Bukhori menganggap insiden mematikan yang menimpa Laskar FPI saat tengah mengawal Habib Rizieq untuk mengisi pengajian subuh itu sebagai tindakan biadab, dan tidak berperikemanusiaan.
“Sejujurnya, saya sangat menyesalkan tindakan oknum yang sangat gegabah dalam melakukan penindakan tersebut sehingga mengakibatkan hilangnya enam nyawa manusia sekaligus,” kata Bukhori dalam siaran persnya, Selasa (8/12).
Anggota Komisi VIII DPR ini juga menyoroti sejumlah kejanggalan dalam insiden itu. Sebagai contoh, kata Bukhori, lokasi tempat kejadian perkara (TKP) tewasnya keenam Laskar FPI yang tidak teridentifikasi dengan jelas.

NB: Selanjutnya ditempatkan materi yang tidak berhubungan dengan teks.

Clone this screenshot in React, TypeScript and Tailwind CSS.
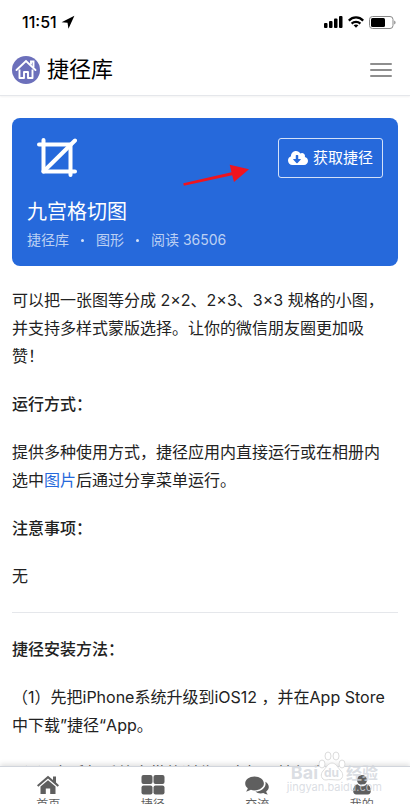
import React from 'react';
import { FaCloudDownloadAlt } from 'react-icons/fa';

const tabs = [
    { name: '首页', icon: HomeIcon },
    { name: '捷径', icon: GridIcon },
    { name: '交流', icon: ChatIcon },
    { name: '我的', icon: UserIcon },
];

function HomeIcon() {
    return (
        <svg viewBox="0 0 24 20" className="h-5 w-6 shrink-0" fill="currentColor" aria-hidden="true">
            <path d="M12 5.200 4.500 11.600V19h5.300v-5.500h4.400V19h5.300v-7.400z" />
            <path d="M12 .8 1 10.200l1.300 1.500L12 3.600l9.700 8.100 1.300-1.500-3-2.600V1.500h-3v3.600z" />
        </svg>
    );
}

function GridIcon() {
    return (
        <svg viewBox="0 0 24 20" className="h-5 w-6 shrink-0" fill="currentColor" aria-hidden="true">
            <rect x="0.500" y="0" width="11" height="9" rx="2" />
            <rect x="12.500" y="0" width="11" height="9" rx="2" />
            <rect x="0.500" y="10.500" width="11" height="9" rx="2" />
            <rect x="12.500" y="10.500" width="11" height="9" rx="2" />
        </svg>
    );
}

function ChatIcon() {
    return (
        <svg viewBox="0 0 24 20" className="h-5 w-6 shrink-0" fill="currentColor" aria-hidden="true">
            <path d="M9.500 1.500C4.300 1.500.2 4.600.2 8.500c0 1.900 1 3.600 2.600 4.800-.2 1.200-.9 2.200-1.800 3.100 1.900-.1 3.600-.7 4.900-1.600 1.100.4 2.300.6 3.600.6 5.200 0 9.400-3.100 9.400-6.900s-4.200-7-9.400-7z" />
            <path d="M20.300 6.700c.2.600.3 1.200.3 1.800 0 4.500-4.600 8-10.200 8.100 1.300 1.200 3.200 1.900 5.300 1.900.9 0 1.800-.1 2.600-.4 1.200.8 2.700 1.300 4.500 1.400-.9-.9-1.500-1.900-1.600-3 1.600-1.100 2.600-2.700 2.600-4.500 0-2.200-1.300-4.100-3.500-5.300z" />
        </svg>
    );
}

function UserIcon() {
    return (
        <svg viewBox="0 0 24 20" className="h-5 w-6 shrink-0" fill="currentColor" aria-hidden="true">
            <circle cx="12" cy="5" r="5" />
            <path d="M7.500 9.200C9 10.800 10.400 11.300 12 11.300s3-.5 4.500-2.100C19.500 9.800 20.800 12.500 20.800 16c0 2.200-1.200 3.500-3 3.500H6.200c-1.800 0-3-1.300-3-3.500 0-3.500 1.300-6.200 4.300-6.800z" />
        </svg>
    );
}

const StatusBar: React.FC = () => (
    <div className="flex h-11 items-center justify-between pl-[22px] pr-[14px] text-black">
        <div className="flex items-center gap-1">
            <span className="text-base font-medium">11:51</span>
            <svg viewBox="0 0 12 12" className="h-[14px] w-[14px]" fill="currentColor">
                <path d="M11.500.7.500 6.200l5.100.5.800 5z" />
            </svg>
        </div>
        <div className="flex items-center gap-[5px]">
            <svg viewBox="0 0 19 12" className="h-3 w-[19px]" fill="currentColor">
                <rect x="0" y="7" width="3.500" height="5" rx="1" />
                <rect x="5" y="5" width="3.500" height="7" rx="1" />
                <rect x="10" y="2.500" width="3.500" height="9.500" rx="1" />
                <rect x="15" y="0" width="3.500" height="12" rx="1" />
            </svg>
            <svg viewBox="0 0 16 12" className="h-3 w-4" fill="none" stroke="currentColor" strokeWidth="2.200">
                <path d="M.8 4.600C5 .4 11 .4 15.200 4.600" />
                <path d="M3.600 7.600c2.500-2.400 6.300-2.400 8.800 0" />
                <path d="M5.600 9.300 8 11.800l2.400-2.500c-1.400-1.200-3.400-1.200-4.800 0z" fill="currentColor" stroke="none" />
            </svg>
            <svg viewBox="0 0 27 13" className="h-[13px] w-[27px]">
                <rect x="0.500" y="0.500" width="23.500" height="12" rx="3" fill="none" stroke="#888" />
                <rect x="2" y="2" width="14" height="9" rx="1.500" fill="#000" />
                <path d="M25.300 4.500c1.600.8 1.600 3.200 0 4z" fill="#777" />
            </svg>
        </div>
    </div>
);

const Header: React.FC = () => (
    <header className="relative z-10 shrink-0 border-b border-gray-200 bg-white shadow-xs">
        <StatusBar />
        <div className="flex h-[51px] items-center justify-between pl-3 pr-[18px]">
            <a href="#" className="flex items-center gap-[7px] text-black">
                <svg viewBox="0 0 28 28" className="h-7 w-7" fill="none" stroke="#fff" strokeWidth="1.900">
                    <circle cx="14" cy="14" r="14" fill="#6c70bb" stroke="none" />
                    <path d="M4.500 14 14 5l9.500 9" strokeLinecap="round" />
                    <path d="M19 8.500V5.500h2.500v6" />
                    <path d="M7.500 13.500V22h4.500v-6h4v6h4.500v-8.500" strokeLinejoin="round" />
                </svg>
                <span className="text-[22px]">捷径库</span>
            </a>
            <button aria-label="菜单" className="flex w-[22px] flex-col gap-1">
                <span className="h-[2px] rounded bg-[#8e8e8e]" />
                <span className="h-[2px] rounded bg-[#8e8e8e]" />
                <span className="h-[2px] rounded bg-[#8e8e8e]" />
            </button>
        </div>
    </header>
);

const ShortcutCard: React.FC = () => (
    <section className="relative rounded-lg bg-[#2669db] px-[15px] pb-4 pt-5 text-white">
        <div className="flex items-start justify-between">
            <svg viewBox="0 0 40 40" className="ml-[10px] h-10 w-10" fill="none" stroke="#fff" strokeWidth="4" strokeLinecap="round" strokeLinejoin="round">
                <path d="M2 6.500h31.500V37" />
                <path d="M6.500 2v31.500H38" />
                <path d="M6.500 33.500 38 2.500" />
            </svg>
            <button className="flex h-10 items-center gap-[5px] rounded-[3px] border border-white/80 px-[9px] text-[15px]">
                <FaCloudDownloadAlt className="h-5 w-5" />
                获取捷径
            </button>
        </div>
        <h1 className="mt-5 text-xl leading-7">九宫格切图</h1>
        <div className="mt-1 flex items-center gap-3 text-sm leading-5 text-white/70">
            <span>捷径库</span>
            <span className="h-[3px] w-[3px] rounded-full bg-white/80" />
            <span>图形</span>
            <span className="h-[3px] w-[3px] rounded-full bg-white/80" />
            <span>阅读 36506</span>
        </div>
        {/* Pointer towards the download button */}
        <svg viewBox="0 0 68 22" className="absolute left-[170px] top-[46px] h-[22px] w-[68px]" fill="#f0141e">
            <path d="M1.300 19.200 49.500 8.300 47.700.8 67 5.300 52 18l-1.800-6.700L1.800 21.800z" />
        </svg>
    </section>
);

const Article: React.FC = () => (
    <article className="mt-5 flex flex-col gap-5 whitespace-nowrap text-base leading-7 text-[#222]">
        <p>
            可以把一张图等分成 2×2、2×3、3×3 规格的小图，
            <br />
            并支持多样式蒙版选择。让你的微信朋友圈更加吸
            <br />
            赞！
        </p>
        <h2 className="font-medium">运行方式：</h2>
        <p>
            提供多种使用方式，捷径应用内直接运行或在相册内
            <br />
            选中<a href="#" className="text-[#2669db]">图片</a>后通过分享菜单运行。
        </p>
        <h2 className="font-medium">注意事项：</h2>
        <p>无</p>
        <hr className="my-[2px] border-gray-200" />
        <h2 className="font-medium">捷径安装方法：</h2>
        <p>
            （1）先把iPhone系统升级到iOS12 ，并在App Store
            <br />
            中下载”捷径“App。
        </p>
        <p>（2）在手机系统自带的浏览器内打开捷径库</p>
    </article>
);

const Watermark: React.FC = () => (
    <div className="pointer-events-none absolute right-[28px] top-[-16px] flex flex-col text-gray-300/80">
        <div className="flex h-[30px] items-end justify-center font-bold leading-4">
            <span className="text-lg leading-4">Bai</span>
            <span className="relative">
                <svg viewBox="0 0 28 30" className="h-[30px] w-7" fill="#fff" stroke="#dcdcdc">
                    <ellipse cx="4" cy="13" rx="3" ry="4" />
                    <ellipse cx="10" cy="5" rx="3" ry="4" />
                    <ellipse cx="18" cy="5" rx="3" ry="4" />
                    <ellipse cx="24" cy="13" rx="3" ry="4" />
                    <path d="M14 12c4 0 6 5 9 8s2 9-3 9c-3 0-9-1-12 0-5 0-6-6-3-9s5-8 9-8z" />
                </svg>
                <span className="absolute bottom-0 left-[6px] text-xs leading-4">du</span>
            </span>
            <span className="text-base leading-4">经验</span>
        </div>
        <span className="text-[11px] leading-3">jingyan.baidu.com</span>
    </div>
);

const TabBar: React.FC = () => (
    <nav className="relative z-10 h-[38px] shrink-0 border-t border-gray-300 bg-white text-[#5f5f5f] shadow-[0_-2px_5px_rgba(0,0,0,0.12)]">
        <div className="h-full overflow-hidden">
            <div className="-mx-1 flex">
                {tabs.map(({ name, icon: Icon }) => (
                    <a key={name} href="#" className="flex flex-1 flex-col items-center pt-2 text-xs leading-5">
                        <Icon />
                        <span>{name}</span>
                    </a>
                ))}
            </div>
        </div>
        <Watermark />
    </nav>
);

export default function App() {
    return (
        <div className="flex h-screen flex-col bg-white font-['Inter','Noto_Sans_CJK_SC',sans-serif]">
            <Header />
            <main className="min-h-0 flex-1 overflow-hidden px-3 pt-[22px]">
                <ShortcutCard />
                <Article />
            </main>
            <TabBar />
        </div>
    );
}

Selain itu, bukti proyektil peluru yang bersarang di mobil petugas kalau benar terjadi baku tembak, hingga fungsi intelijen yang seolah kecolongan karena tidak mampu melakukan antisipasi dini bila benar anggota FPI terbukti memiliki senjata.
Menurut Bukhori, terdapat missing link dalam narasi yang disampaikan oleh kepolisian sehingga ruang yang tidak utuh tersebut justru menimbulkan skeptisisme bagi publik.
Ketua DPP PKS ini menganggap ada dugaan pelanggaran HAM (Hak Asasi Manusia) serius yang telah dilakukan akibat arogansi oknum aparat dalam peristiwa itu.
Sebab, lanjut Bukhori, mengacu pada keterangan resmi DPP FPI sebutkan bahwa anggota mereka yang menjadi korban justru tidak membawa senjata api maupun senjata tajam, atau dalam posisi mengancam aparat sebagaimana disebut pihak Polri.
Bukhori menyebut kejanggalan itu makin menguat mengingat posisi para korban saat itu dalam rangka melakukan pengawalan terhadap Imam Besar FPI Habib Rizieq Shihab yang akan melakukan dakwah keluar kota.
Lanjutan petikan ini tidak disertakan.